Jeff Wood as Philip IV, King of Spain. Production Still from “89 seconds at Alcázar” by Eve Sussman and The Rufus Corporation. Photo: Benedikt Partenheimer for The Rufus Corporation
The fact that the protagonists in baroque wardrobe do not look very Spanish is a bit uncanny. That detail left aside, the instant frozen in time by Velasquez’s brush is brought back to life true to its original objective: to capture a scene in the everyday life of the royal family.
Rosângela Rennó‘s Frutos Estranhos delicately plays with our perception. Each image, displayed inside a tilted portable DVD player as if it were a picture frame, presents what looks like a static image. Yet, because sound has been added and because the images have been edited and digitally manipulated, viewers have the feeling that they can perceive some type of subtle movement in photos.
View of Rosangela Rennó’s Frutos Estranhos in Itau Cultural exhibition space. Credits: Cia de Foto
Menina, by Rosângela Rennó
In the early ’70s Anthony McCall developed solid light films, which emphasize the sculptural qualities of a light beam as it comes in contact with particles in the air. In You and I, Horizontal III, he uses vapor from a haze machine to shape an almost tangible 3D ray.
Anthony McCall, You and I, Horizontal III. More images at the Serpentine Gallery. Installation view at Sean Kelly Gallery, New York, 2007. Photograph Steven P. Harris
I still have to meet someone who would remain indifferent to Hiraki Sawa‘s charming Going Places Sitting Down. I am not going to comment on the work. Instead, let me point you to the video over here.

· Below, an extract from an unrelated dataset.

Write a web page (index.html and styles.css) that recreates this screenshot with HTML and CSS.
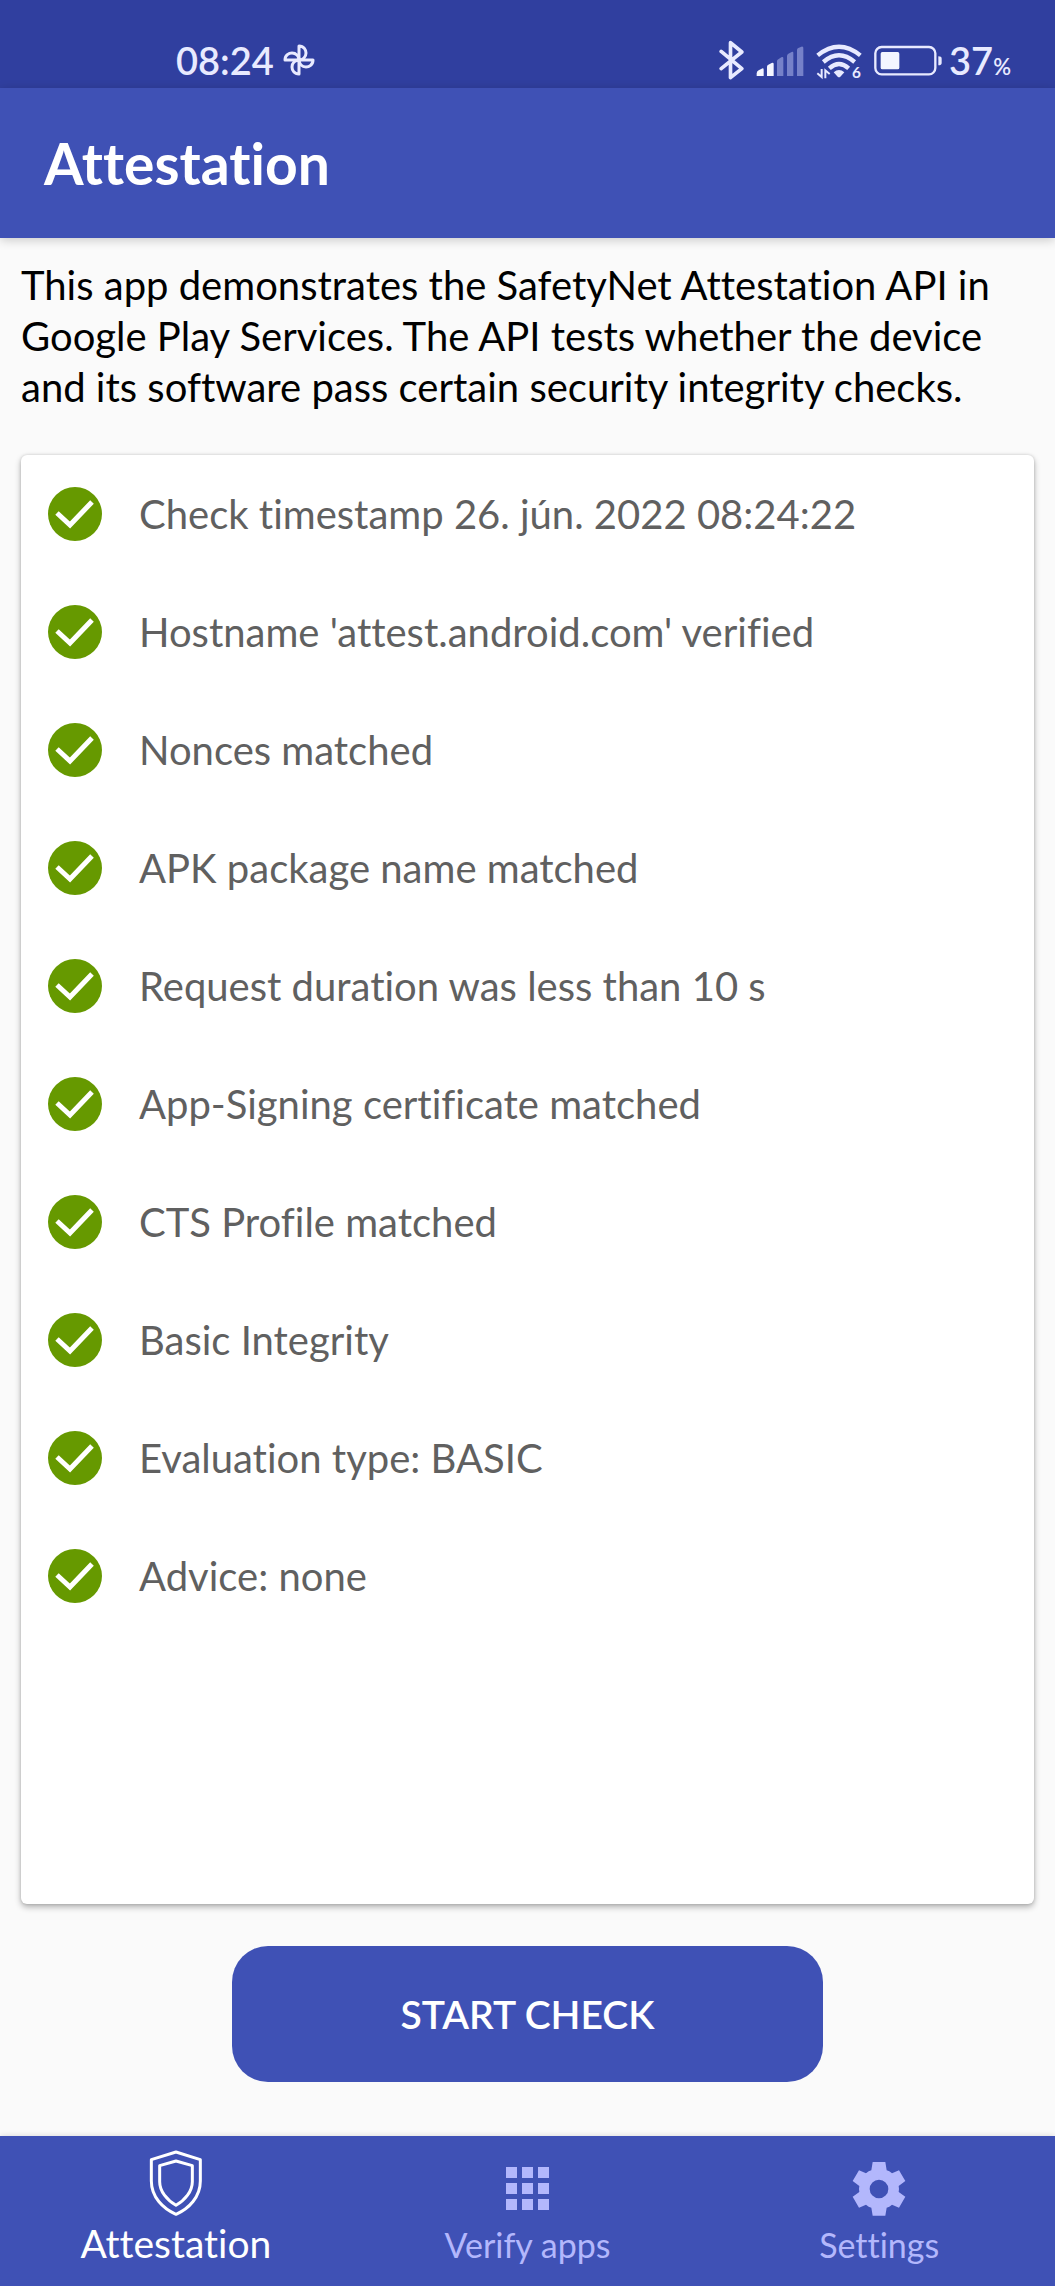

Hiraki Sawa, Going Places Sitting Down, 2004
There is much more to see at Cinema Sim – Narratives and Projections. The exhibition runs until December 21 at Itau Cultural, Sao Paulo. If you can’t make it to Sao Paulo before the show closes, a consolation prizes awaits you: the catalog is available online as a PDF (now you’ll just have to click around, cuz it is burried somewhere inside one of those Flash obnoxiousness.)